What cmetzenberg experienced is not typical of Marinco plug failures. I suspect that his failure was also due to arcing, and perhaps not a good connection on the land side. The typical Marinco failure is at the inlet to the boat. Also this is a 15 amp connector, with no support. I don't know amount of power in this case, but a water heater takes 1500 watts, or close to 15 amps. Add in any small heater even on low, and the circuit is overloaded. 15 amp circuits should be on 15 amp circuit breakers. But many house circuits are on 20 to 30 amp breakers.
The "secret" of any 110/220 connector on a boat is inspection, tear down and then as Tom suggests, re do if there is any evidence of corrosion, over heating or arcing.
The standard 110 V 15 amp plug as illustrated is a poor plug for out door applications. It is not supported, and can be pulled partly loose easily.

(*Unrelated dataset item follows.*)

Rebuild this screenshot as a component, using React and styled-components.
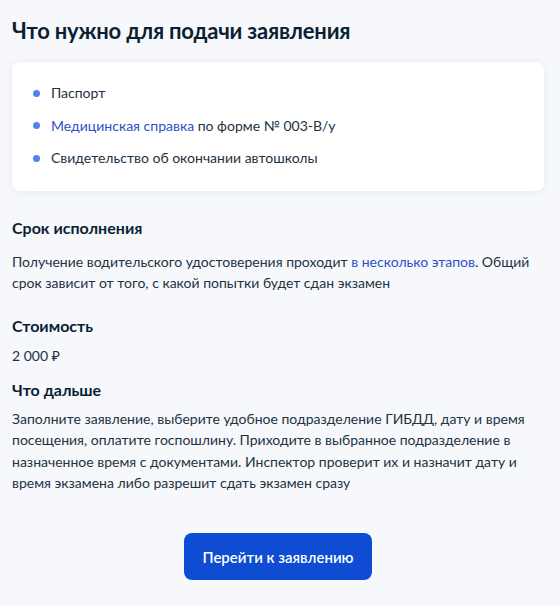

The Twist lock, Marinco 3 spade 30 amp plug, properly using the barrel support which screws onto the outside of the boat outlet, and the cord gives it good support. Unfortunately very few people use the plug properly, and as Tom suggests use dielectric grease.
Below is a inlet properly supported.
The plug to the shore side connector--and barrel connector properly done
Never plug in any of the boat cords with out tripping the shorepower/boat breakers. This way, you don't arc the plug when you connect it. The support of both ends of the cord is critical.
I agree with the 30 amp connectors--and I have several of those by my dock (with appropriate wiring and breakers for 2 legs of 30 amps 110 v each. Be sure and support the cable. Just the "spade twist lock" is not enough.
The problem with the Hubble type 1 socket shown in the link is that you have to use the corresponding Hubble type one plug, with plastic lugs to support. These are not found at most marinas. So the Marinco type of attachment, with screw collar is better. If you want to stick with Marinco fittings, instead of Smart Plugs.